In your previous problem, you had the advantage that your models were simple enough to admit a linearization. If you are willing to accept, for example, that $$T(y)=R(x,a,b)$$ instead of $$T(y)=aR(x,a,b)+b,$$ then as a practical matter you can do the following in each scenario:
- Estimate $\tan\left(T(y)\right)$ given $x$ using linear regression. The slope is $m=\frac{1}{b}$, and the intercept is $k=-\frac{a}{b}$ so that $b=\frac{1}{m}$ and $a=-\frac{k}{m}$.
- Estimate $\log\left(\frac{T(y)}{1-T(y)}\right)$ given $x$ using linear regression. The slope and intercept are the same as before so that $b=\frac{1}{m}$ and $a=-\frac{k}{m}$.
Without some sort of similar simplification, the linear regression you have been using no longer suffices, and you need to perform a more complicated regression. The best way to do this varies a bit based on your data and your desired goals, but a reasonably common way to start is to use the Mean Squared Error.
To apply MSE, you define an auxiliary error function $$E(a,b,c,d)=\sum_{i}(T(y_i)-aR(x_i,c,d)+b)^2,$$ where the $x_i$ and $y_i$ represent the observed data you have. There are a variety of black-box solvers to take care of this for you (recall scipy.optimize.curve_fit
from before), or you can attempt to solve it analytically.
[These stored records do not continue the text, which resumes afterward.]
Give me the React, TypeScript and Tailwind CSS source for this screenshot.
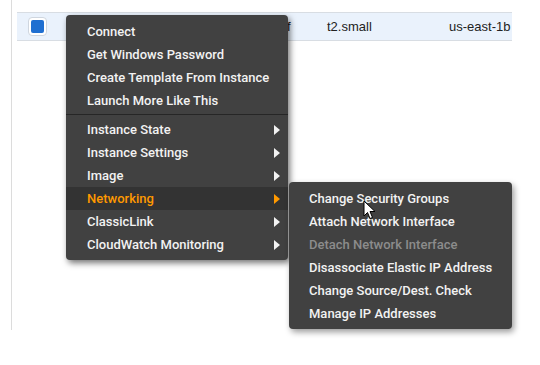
import React from "react";

const mainItems = [
  { label: "Connect" },
  { label: "Get Windows Password" },
  { label: "Create Template From Instance" },
  { label: "Launch More Like This" },
];

const subMenus = [
  { label: "Instance State" },
  { label: "Instance Settings" },
  { label: "Image" },
  { label: "Networking", active: true },
  { label: "ClassicLink" },
  { label: "CloudWatch Monitoring" },
];

const networking = [
  { label: "Change Security Groups" },
  { label: "Attach Network Interface" },
  { label: "Detach Network Interface", disabled: true },
  { label: "Disassociate Elastic IP Address" },
  { label: "Change Source/Dest. Check" },
  { label: "Manage IP Addresses" },
];

function Arrow({ active }: { active?: boolean }) {
  return (
    <svg width="6" height="10" viewBox="0 0 6 10" className="shrink-0">
      <path d="M0 0 L6 5 L0 10 Z" fill={active ? "#f90" : "#f2f2f2"} />
    </svg>
  );
}

function Cursor() {
  return (
    <svg width="14" height="20" viewBox="0 0 14 20" className="absolute left-[363px] top-[200px]">
      <path d="M1 1 L1 16 L4.5 12.5 L7 18.5 L9.5 17.5 L7 11.5 L12 11.5 Z" fill="#fff" stroke="#000" strokeWidth="1" strokeLinejoin="round" />
    </svg>
  );
}

export default function App() {
  return (
    <div className="relative w-[540px] h-[365px] bg-white overflow-hidden font-['Roboto','Liberation_Sans',sans-serif]">
      {/* table area */}
      <div className="ml-[11px] h-[330px] border-l border-[#dcdcdc] pt-[12px] pl-[5px]">
        <div className="w-[495px] h-[29px] flex items-center whitespace-nowrap bg-[#eaf2fc] border-y border-[#d8dde3] text-[13px] text-[#222] font-['Liberation_Sans',Arial,sans-serif]">
          <div className="w-[203px] shrink-0 pl-[11px]">
            <div className="w-[19px] h-[19px] rounded-[4px] bg-white border border-[#cfd6df] p-[2px]">
              <div className="w-full h-full rounded-[2px] bg-[#1f6fd1]" />
            </div>
          </div>
          <div className="w-[107px] shrink-0 pl-[10px]">i-0a6b2c3f</div>
          <div className="w-[122px] shrink-0">t2.small</div>
          <div className="shrink-0">us-east-1b</div>
        </div>
      </div>

      {/* context menu */}
      <div className="absolute left-[66px] top-[15px] w-[222px] pt-[5px] pb-[4px] bg-[#414141] rounded-[4px] shadow-[2px_3px_6px_rgba(0,0,0,0.55)] text-[13px] font-medium text-[#f2f2f2]">
        {mainItems.map((it) => (
          <div key={it.label} className="h-[23px] flex items-center pl-[21px]">
            {it.label}
          </div>
        ))}
        <div className="mt-[2px] mb-[3px] border-t border-[#262626]" />
        {subMenus.map((it) => (
          <div
            key={it.label}
            className={`h-[23px] flex items-center justify-between pl-[21px] pr-[8px] ${
              it.active ? "bg-[#333333] text-[#ff9900]" : ""
            }`}
          >
            <span>{it.label}</span>
            <Arrow active={it.active} />
          </div>
        ))}
      </div>

      {/* networking submenu */}
      <div className="absolute left-[289px] top-[182px] w-[223px] pt-[5px] pb-[4px] bg-[#414141] rounded-[4px] shadow-[2px_3px_6px_rgba(0,0,0,0.4)] text-[13px] font-medium text-[#f2f2f2]">
        {networking.map((it) => (
          <div key={it.label} className={`h-[23px] flex items-center pl-[20px] ${it.disabled ? "text-[#8c8c8c]" : ""}`}>
            {it.label}
          </div>
        ))}
      </div>

      <Cursor />
    </div>
  );
}
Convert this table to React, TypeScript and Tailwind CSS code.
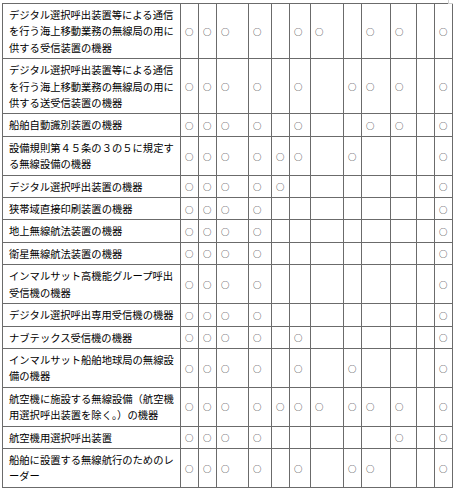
import React from 'react'

const COLS = 'grid-cols-[178px_18px_18px_32px_23px_18px_21px_33px_18px_29px_26px_18px_18px]'

type Row = { lines: string[]; marks: number[] }

const rows: Row[] = [
  { lines: ['デジタル選択呼出装置等による通信', 'を行う海上移動業務の無線局の用に', '供する受信装置の機器'], marks: [1, 2, 3, 4, 6, 7, 9, 10, 12] },
  { lines: ['デジタル選択呼出装置等による通信', 'を行う海上移動業務の無線局の用に', '供する送受信装置の機器'], marks: [1, 2, 3, 4, 6, 8, 9, 10, 12] },
  { lines: ['船舶自動識別装置の機器'], marks: [1, 2, 3, 4, 6, 9, 10, 12] },
  { lines: ['設備規則第４５条の３の５に規定す', 'る無線設備の機器'], marks: [1, 2, 3, 4, 5, 6, 8, 12] },
  { lines: ['デジタル選択呼出装置の機器'], marks: [1, 2, 3, 4, 5, 12] },
  { lines: ['狭帯域直接印刷装置の機器'], marks: [1, 2, 3, 4, 12] },
  { lines: ['地上無線航法装置の機器'], marks: [1, 2, 3, 4, 12] },
  { lines: ['衛星無線航法装置の機器'], marks: [1, 2, 3, 4, 12] },
  { lines: ['インマルサット高機能グループ呼出', '受信機の機器'], marks: [1, 2, 3, 4, 12] },
  { lines: ['デジタル選択呼出専用受信機の機器'], marks: [1, 2, 3, 4, 12] },
  { lines: ['ナブテックス受信機の機器'], marks: [1, 2, 3, 4, 6, 12] },
  { lines: ['インマルサット船舶地球局の無線設', '備の機器'], marks: [1, 2, 3, 4, 6, 8, 12] },
  { lines: ['航空機に施設する無線設備（航空機', '用選択呼出装置を除く。）の機器'], marks: [1, 2, 3, 4, 5, 6, 7, 8, 9, 10, 12] },
  { lines: ['航空機用選択呼出装置'], marks: [1, 2, 3, 4, 10, 12] },
  { lines: ['船舶に設置する無線航行のためのレ', 'ーダー'], marks: [1, 2, 3, 4, 6, 8, 9, 12] },
]

const dataCols = [1, 2, 3, 4, 5, 6, 7, 8, 9, 10, 11, 12]

export default function App() {
  return (
    <div className="relative h-[488px] w-[453px] overflow-hidden bg-white text-black font-['Noto_Sans_CJK_JP','Noto_Sans',sans-serif] text-[10.3px] leading-[16.4px]">
      <div className="absolute left-[448px] top-0 h-[4px] w-[6px] border-b border-l border-[#cfcfcf]" />

      <div className={`ml-[2px] mt-[3px] grid w-[451px] ${COLS} border-l border-t border-[#6b6b6b]`}>
        {rows.map((row, i) => (
          <React.Fragment key={i}>
            <div className="flex items-center border-b border-r border-[#6b6b6b] pb-[2px] pl-[6px] pr-[2px] pt-[3px]">
              <span>
                {row.lines.map((line, j) => (
                  <React.Fragment key={j}>
                    {j > 0 && <br />}
                    {line}
                  </React.Fragment>
                ))}
              </span>
            </div>
            {dataCols.map(c => (
              <div key={c} className="flex items-center border-b border-r border-[#6b6b6b] pl-[4px] text-[8.4px]">
                {row.marks.includes(c) ? '○' : ''}
              </div>
            ))}
          </React.Fragment>
        ))}
      </div>
    </div>
  )
}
To solve it analytically, you would want to take the partial derivatives of $E$ with respect to each of $a,b,c,d$ and set those partial derivatives equal to $0$. This gives a system of auxiliary equations to solve. The nonlinearity makes those equations unpleasant at the least, and I'm not certain they have nice closed forms. Even if they did, the quadratic convergence of newton-based function minimizers is likely to make black-box solvers competitive in computer runtime for tiny problems like these.